Mortgage Refinance Decisions Made Easier With Calculators

When the housing and mortgage markets regain stability, potential borrowers will need to follow time-tested rules for refinancing wisely.

Should You Refinance?

You know that reducing your interest rate could save you several thousand dollars over a decade. Refinancing also can allow you to change the term of the loan, such as converting a 30-year into a 15-year mortgage. By paying more in principal each month, you pay less in total interest, build equity more rapidly and pay off the mortgage in much less time.

The Federal Reserve Board offers this example:

  • A $200,000, 30-year, 6-percent, fixed-rate mortgage would have a monthly payment of $1,199 and amount to $231,640 paid in interest over the life of the loan.
  • That same amount financed over 15 years at 5.5 percent would have a payment of $1,634 and total interest of $94,120.
  • Thus you would reduce your interest expense by $137,520, or $9,168 for each of the 15 years.

This example only applies, however, if you have not owned your home for many years. Lenders structure mortgages so that, in the early years, most of your payment applies to the mortgage interest.
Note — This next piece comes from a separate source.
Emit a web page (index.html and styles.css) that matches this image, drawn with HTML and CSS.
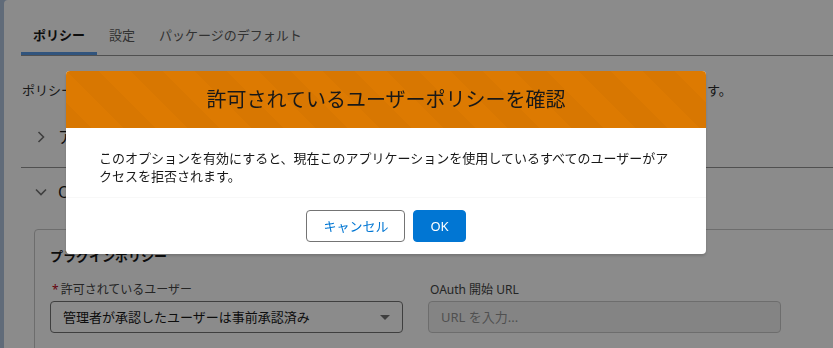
FILE: index.html
```html
<!DOCTYPE html>
<html lang="ja">
<head>
    <meta charset="UTF-8" />
    <meta name="viewport" content="width=device-width, initial-scale=1" />
    <link rel="stylesheet" href="styles.css">
</head>
<body>
    <div class="page">
        <div class="card">
            <div class="tabs">
                <button class="active">ポリシー</button>
                <button>設定</button>
                <button>パッケージのデフォルト</button>
            </div>

            <p class="intro">ポリシーを使用して、接続アプリケーションにアクセスできるユーザーと、各ユーザーがアクセスする方法を制御します。</p>

            <div class="section">
                <div class="summary">
                    <svg class="chev" width="12" height="12" viewBox="0 0 12 12"><path d="M3.5 1 L8.5 6 L3.5 11" fill="none" stroke="#747474" stroke-width="1.6"/></svg>
                    <span>アプリケーションポリシー</span>
                </div>
            </div>

            <div class="section open">
                <div class="summary">
                    <svg class="chev" width="12" height="12" viewBox="0 0 12 12"><path d="M1 3.5 L6 8.5 L11 3.5" fill="none" stroke="#747474" stroke-width="1.6"/></svg>
                    <span>OAuth ポリシー</span>
                </div>
                <div class="box">
                    <h3>プラグインポリシー</h3>
                    <div class="fields">
                        <div class="field">
                            <label><abbr>*</abbr>許可されているユーザー</label>
                            <div class="select">
                                <span>管理者が承認したユーザーは事前承認済み</span>
                                <i class="caret"></i>
                            </div>
                        </div>
                        <div class="field">
                            <label>OAuth 開始 URL</label>
                            <input type="text" placeholder="URL を入力..." disabled />
                        </div>
                    </div>
                </div>
            </div>
        </div>
    </div>

    <div class="backdrop"></div>
    <div class="modal-wrap">
        <div class="modal">
            <header class="modal-header">
                <h2>許可されているユーザーポリシーを確認</h2>
            </header>
            <div class="modal-body">
                このオプションを有効にすると、現在このアプリケーションを使用しているすべてのユーザーがアクセスを拒否されます。
            </div>
            <footer class="modal-footer">
                <button class="btn-neutral">キャンセル</button>
                <button class="btn-brand">OK</button>
            </footer>
        </div>
    </div>
</body>
</html>
```

FILE: styles.css
```css
* {
    box-sizing: border-box;
    margin: 0;
    padding: 0;
}

body {
    font-family: 'Noto Sans', 'Noto Sans CJK JP', sans-serif;
    background-color: #b0c4df;
    color: #181818;
    font-size: 13px;
    line-height: 18px;
    overflow: hidden;
    height: 348px;
}

.page {
    padding-left: 4px;
}

.card {
    background: #fff;
    border-radius: 4px;
    margin-right: -80px;
    min-height: 360px;
    padding: 15px 0 0 17px;
}

.tabs {
    display: flex;
    border-bottom: 1px solid #939393;
}

.tabs button {
    font: inherit;
    background: none;
    border: none;
    padding: 0 12px;
    line-height: 40px;
    color: #5c5c5c;
}

.tabs button.active {
    font-weight: bold;
    color: #181818;
    box-shadow: inset 0 -3px 0 #5a9be6;
}

.intro {
    margin: 25px 0 14px 1px;
    color: #2e2e2e;
    white-space: nowrap;
}

.section {
    padding: 8px 0 14px;
    border-bottom: 1px solid #939393;
}

.section.open {
    border-bottom: none;
}

.summary {
    display: flex;
    align-items: center;
    height: 32px;
    font-size: 16px;
    padding-left: 14px;
}

.summary .chev {
    margin-right: 11px;
}

.box {
    margin: 21px 0 0 13px;
    border: 1px solid #c9c9c9;
    border-radius: 4px;
    padding: 16px 15px 40px;
}

.box h3 {
    font-size: 13px;
    line-height: 20px;
    font-weight: bold;
}

.fields {
    display: grid;
    grid-template-columns: 353px 353px;
    column-gap: 25px;
    margin-top: 15px;
}

.field label {
    display: block;
    font-size: 12px;
    line-height: 18px;
    color: #444;
    margin-bottom: 2px;
    padding-left: 2px;
}

.field abbr {
    color: #ba0517;
    text-decoration: none;
    margin-right: 2px;
}

.select {
    display: flex;
    align-items: center;
    justify-content: space-between;
    height: 32px;
    border: 1px solid #747474;
    border-radius: 4px;
    padding: 0 6px 0 12px;
}

.caret {
    width: 0;
    height: 0;
    border-left: 5px solid transparent;
    border-right: 5px solid transparent;
    border-top: 5px solid #747474;
    margin-right: 6px;
}

.field input {
    width: 100%;
    height: 32px;
    font: inherit;
    border: 1px solid #c9c9c9;
    border-radius: 4px;
    background: #f3f3f3;
    padding: 0 12px;
}

.field input::placeholder {
    color: #939393;
}

.backdrop {
    position: fixed;
    inset: 0;
    background: rgba(0, 0, 0, 0.455);
}

.modal-wrap {
    position: fixed;
    inset: 0;
    padding: 71px 0 0 66px;
}

.modal {
    width: 640px;
    border-radius: 4px;
    background: #fff;
    box-shadow: 0 2px 3px rgba(0, 0, 0, 0.16);
}

.modal-header {
    height: 57px;
    display: flex;
    align-items: center;
    justify-content: center;
    border-radius: 4px 4px 0 0;
    background-color: #dd7a01;
    background-image: linear-gradient(45deg, rgba(0, 0, 0, 0.025) 25%, transparent 25%, transparent 50%, rgba(0, 0, 0, 0.025) 50%, rgba(0, 0, 0, 0.025) 75%, transparent 75%, transparent);
    background-size: 64px 64px;
}

.modal-header h2 {
    font-size: 20px;
    font-weight: normal;
    line-height: 25px;
    color: #181818;
}

.modal-body {
    padding: 21px 33px 12px;
    color: #181818;
}

.modal-footer {
    border-top: 1px solid #f8f8f8;
    padding: 12px;
    display: flex;
    justify-content: center;
    gap: 8px;
}

.modal-footer button {
    font: inherit;
    height: 32px;
    padding: 0 16px;
    border-radius: 4px;
    cursor: pointer;
}

.btn-neutral {
    background: #fff;
    border: 1px solid #747474;
    color: #0176d3;
}

.btn-brand {
    background: #0176d3;
    border: 1px solid #0176d3;
    color: #fff;
}
```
With each year of amortization, a larger portion of the payment is applied to the principal.

Amortization Schedule Vital in Evaluating Refinance

For a 30-year loan similar to the loan in the previous example, you would pay a little more than $2,000 toward the principal in the first year compared with nearly $14,000 in year 30. The longer that you have owned your home, the less advantage you would gain because refinancing starts the amortization clock over again: Instead of continuing to build equity in your home, you would return to making mortgage payments devoted mostly to paying off the interest.

With a refinance calculator, you can quickly determine whether refinancing will improve your bottom line by reducing your monthly payment amount, paying a lower interest rate, cutting loan fees, or reducing total interest. By entering your principal loan balance and your current payment and interest rates, you can compare your mortgage with mortgage quotes from other lenders.

A loan amortization calculator can show you the amount of principal and interest that you will pay on a mortgage. You only need to enter the loan amount, the annual percentage rate of interest and the repayment period, and the calculator will create a chart or a table of the amortization schedule.

Taking advantage of these tools can save time in making these critical decisions.